Des puffins centrés juvéniles sont visibles au Cap Vert et devront migrer vers l’Afrique pour rejoindre leurs parents. Ils se servent de l’orientation des alizés des deux hémisphères pour s’y rendre et retourner aux Canaries en décrivant un parcours en forme de « huit » de 12000 kilomètres.
Toujours aux Canaris, dans les montagnes escarpées, les habitants ont développé une langue traditionnelle sifflée qui peut porter via le vent justement.
Les alizés transportent aussi les poussières du continent africain. On parle d’un alizé spécifique qui souffle sur le continent et qui se nomme l’harmattan. Durant la saison sèche (novembre à mai), le vent souffle fort en provenance du Sahel et du Sahara. Le vent peut servir à séparer la poussière des ressources (céréales) et aider les paysans dans leurs tâches. Les nutriments contenus dans la poussière sont ensuite soufflés sur le littoral et retombent dans l’Océan limitrophe favorisant, là-aussi, le développement d’espèces.

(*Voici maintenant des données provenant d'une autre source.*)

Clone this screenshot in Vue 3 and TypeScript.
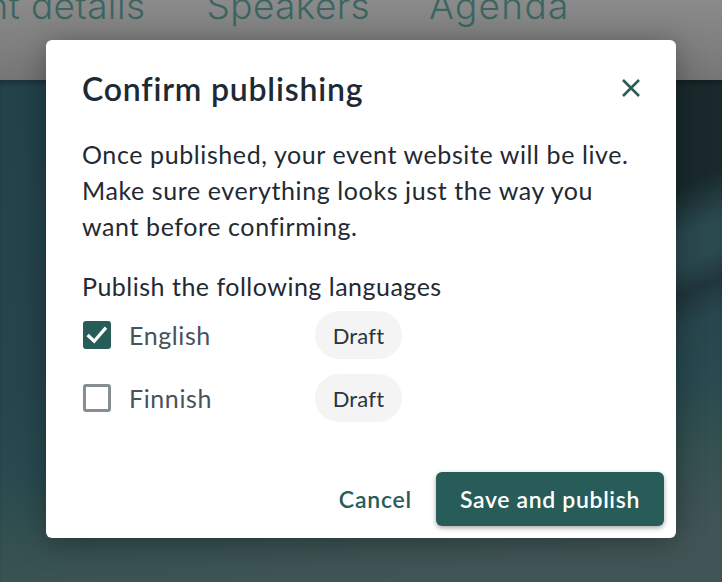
<script setup lang="ts">
const languages = [
  { name: 'English', checked: true, status: 'Draft' },
  { name: 'Finnish', checked: false, status: 'Draft' },
]
</script>

<template>
  <div class="page">
    <header class="topbar">
      <nav class="tabs">
        <span class="tab first">Event details</span>
        <span class="tab">Speakers</span>
        <span class="tab agenda">Agenda</span>
      </nav>
    </header>
    <main class="hero"></main>
    <div class="overlay">
      <section class="modal">
        <div class="modal-head">
          <h2 class="title">Confirm publishing</h2>
          <button class="close" aria-label="Close">
            <svg width="20" height="20" viewBox="0 0 20 20" fill="none">
              <path d="M2 2 L18 18 M18 2 L2 18" stroke="#285c58" stroke-width="2.6" />
            </svg>
          </button>
        </div>
        <p class="body">Once published, your event website will be live. Make sure everything looks just the way you want before confirming.</p>
        <p class="label">Publish the following languages</p>
        <div class="langs">
          <div v-for="l in languages" :key="l.name" class="lang">
            <span class="check" :class="{ on: l.checked }">
              <svg v-if="l.checked" width="28" height="28" viewBox="0 0 28 28" fill="none">
                <path d="M4.6 14 L11.2 20.2 L23 6.6" stroke="#fff" stroke-width="3.2" />
              </svg>
            </span>
            <span class="lang-name">{{ l.name }}</span>
            <span class="chip">{{ l.status }}</span>
          </div>
        </div>
        <div class="actions">
          <button class="cancel">Cancel</button>
          <button class="save">Save and publish</button>
        </div>
      </section>
    </div>
  </div>
</template>

<style>
html, body { margin: 0; background: #3c4f50; }
</style>

<style scoped>
.page {
  position: relative;
  width: 722px;
  height: 582px;
  overflow: hidden;
  display: flex;
  flex-direction: column;
  font-family: Lato, "Noto Sans", sans-serif;
}
.topbar {
  height: 80px;
  flex: none;
  background: linear-gradient(#8a8a8a, #7f7f7f 60%, #757575);
  overflow: hidden;
  display: flex;
  align-items: flex-end;
}
.tabs {
  display: flex;
  gap: 61px;
  margin-left: -78px;
  padding-bottom: 49px;
  font-family: Inter, sans-serif;
  font-weight: 300;
  font-size: 37px;
  letter-spacing: 0.4px;
  line-height: 50px;
  color: #3c6561;
  white-space: nowrap;
}
.agenda {
  letter-spacing: 1.3px;
  margin-left: -2px;
}
.hero {
  flex: 1;
  box-shadow: inset 0 5px 5px -2px rgba(0, 0, 0, .25);
  background:
    linear-gradient(156.5deg,
      #19292c 0, #19292c 100px, #2a4a50 145px, #2a4a50 172px,
      #21363c 199px, #27454c 228px, rgba(39,69,76,0) 240px) right top / 46px 100% no-repeat,
    linear-gradient(172deg,
      #23424a 0%, #26454c 50%, #284a50 66%, #33504f 76%, #425556 92%, #425556 100%);
}
.overlay {
  position: absolute;
  inset: 0;
}
.modal {
  position: absolute;
  left: 46px;
  top: 40px;
  width: 630px;
  height: 498px;
  box-sizing: border-box;
  padding: 28px 12px 12px 36px;
  background: #fff;
  border-radius: 6px;
  box-shadow: 0 4px 30px rgba(0,0,0,.34);
  display: flex;
  flex-direction: column;
  color: #1f2a33;
}
.modal-head {
  display: flex;
  justify-content: space-between;
  align-items: center;
  height: 42px;
}
.title {
  margin: 0;
  font-size: 32px;
  font-weight: 600;
  line-height: 42px;
  letter-spacing: 0.8px;
  color: #1d2a35;
}
.close {
  border: 0;
  background: none;
  padding: 0;
  width: 20px;
  height: 20px;
  margin-right: 23px;
  margin-top: -2px;
}
.body {
  margin: 26px 24px 0 0;
  font-size: 25px;
  line-height: 36px;
  letter-spacing: 0.6px;
  color: #1f2a33;
}
.label {
  margin: 24px 0 0;
  font-size: 25px;
  line-height: 36px;
  letter-spacing: 0.5px;
  color: #1f2a33;
}
.langs {
  display: flex;
  flex-direction: column;
  gap: 15px;
  margin-top: 7px;
}
.lang {
  display: flex;
  align-items: center;
  height: 48px;
}
.check {
  width: 28px;
  height: 28px;
  box-sizing: border-box;
  border: 3px solid #868e92;
  border-radius: 3px;
  margin-left: 1px;
  display: flex;
  align-items: center;
  justify-content: center;
  position: relative;
}
.check svg {
  position: absolute;
  left: -3px;
  top: -3px;
}
.check.on {
  background: #285c58;
  border-color: #285c58;
}
.lang-name {
  margin-left: 18px;
  width: 186px;
  font-size: 25px;
  letter-spacing: 0.6px;
  color: #47525b;
}
.chip {
  width: 87px;
  height: 48px;
  border-radius: 24px;
  background: #f4f4f4;
  display: flex;
  align-items: center;
  justify-content: center;
  font-size: 22px;
  letter-spacing: 0.2px;
  color: #2b353d;
}
.actions {
  margin-top: auto;
  display: flex;
  align-items: center;
  justify-content: flex-end;
  gap: 24px;
}
.cancel {
  border: 0;
  background: none;
  padding: 0;
  font: 600 23px Lato, sans-serif;
  letter-spacing: 0.8px;
  color: #285c58;
}
.save {
  width: 228px;
  height: 54px;
  border: 0;
  border-radius: 6px;
  background: #285c58;
  color: #fff;
  font: 600 23px Lato, sans-serif;
  letter-spacing: 0.65px;
  box-shadow: 0 2px 5px rgba(0,0,0,.35);
}
</style>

Bien au-delà, la puissance des alizés assure la pérennité de l’Amazonie : luxuriante et pourtant ayant pris corps sur un sol très pauvre. La croissance des plantes là-bas est rendue possible grâce aux poussières minérales qui s’y déposent en continu.

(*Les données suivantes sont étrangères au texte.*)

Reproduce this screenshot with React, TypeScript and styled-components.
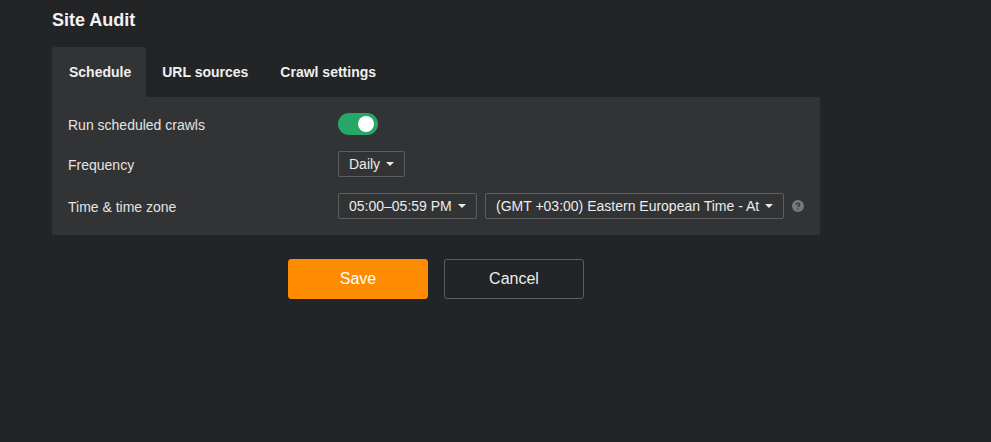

Vers les Antilles, les alizés, dans leur zone de rencontre, sont tumultueux. On appelle ça « les grains » qui peut nuire aux navigateurs au cours d’un puissant coup de vent isolé.
La tendance est au ralentissement des alizés avec le changement global, cela réduirait la biodiversité locale avec moins de poussières transportées. Un autre volet est d’ordre radiatif : les particules en suspension renvoient le rayonnement solaire et l’atténue…Donc moins de poussières signifiera une hausse de la température.
Grands vents : Mistral, le souffle du maître
Il prend naissance au nord de la vallée du Rhône et souffle sur plus de 300 kilomètres jusqu’à la Méditerranée.
De manière touristique, il permet le vol de planeurs.
Le vent frappe le mont Ventoux en se refroidissant. L’anticyclone atlantique rencontre la dépression venant du golfe de Gênes : le mistral nait de cette différence de température et de pression. Il souffle à 50 km/h en moyenne mais des rafales peuvent être bien plus fortes.
Les villages ont été aménagés en conséquence : des ferronneries spécifiques de clocher peuvent laisser passer le vent. Le vent emporte aussi de minuscules morceaux de pierre à travers les âges et érodent les bâtisses.
Si le ciel est rouge, le mistral soufflera le lendemain.
Les pompiers surveillent fortement le mistral. Il sèche la végétation et forme un espace fermé qui peut retenir les feux démarrés pouvant durer plusieurs jours.
Le vent fait frotter les fruits entre eux, ce qui les rend inesthétiques et impropres à la vente.
Plus au sud, vers les Alpilles, des haies de cyprès, ont été plantées pour se protéger du vent. Le vent assèche les sols après les fortes pluies, il chasse la pourriture grises des vignes des Baux, ce qui ravit les viticulteurs locaux.
Les sédiments transportés abrasent les massifs calcaires, les traces sont visibles dans les couches géologiques.
Arrivé à la Méditerranée, il souffle entre Montpellier et Toulon, débarrassé des obstacles du relief.
Dans les lagunes, le sel peut s’évaporer, aidé par le vent, des bassins aménagés par l’homme.
Le mistral fait également souffler les ailes des moulins.
A partir de la montagne Sainte-Victoire, le vent fonce vers la mer. L’amarrage des bateaux de croisière n’est pas facilité.
En longeant le littoral vers Toulon, le mistral, grâce à l’upwelling, favorise le brassage des nutriments. Mais les épisodes de chaleur sont plus fréquents qu’avant et sont néfastes pour certaines espèces comme les gorgones ou les éponges qui se détériorent et meurent.
Le mistral baisserait en intensité selon les prévisions établies jusqu’en 2050.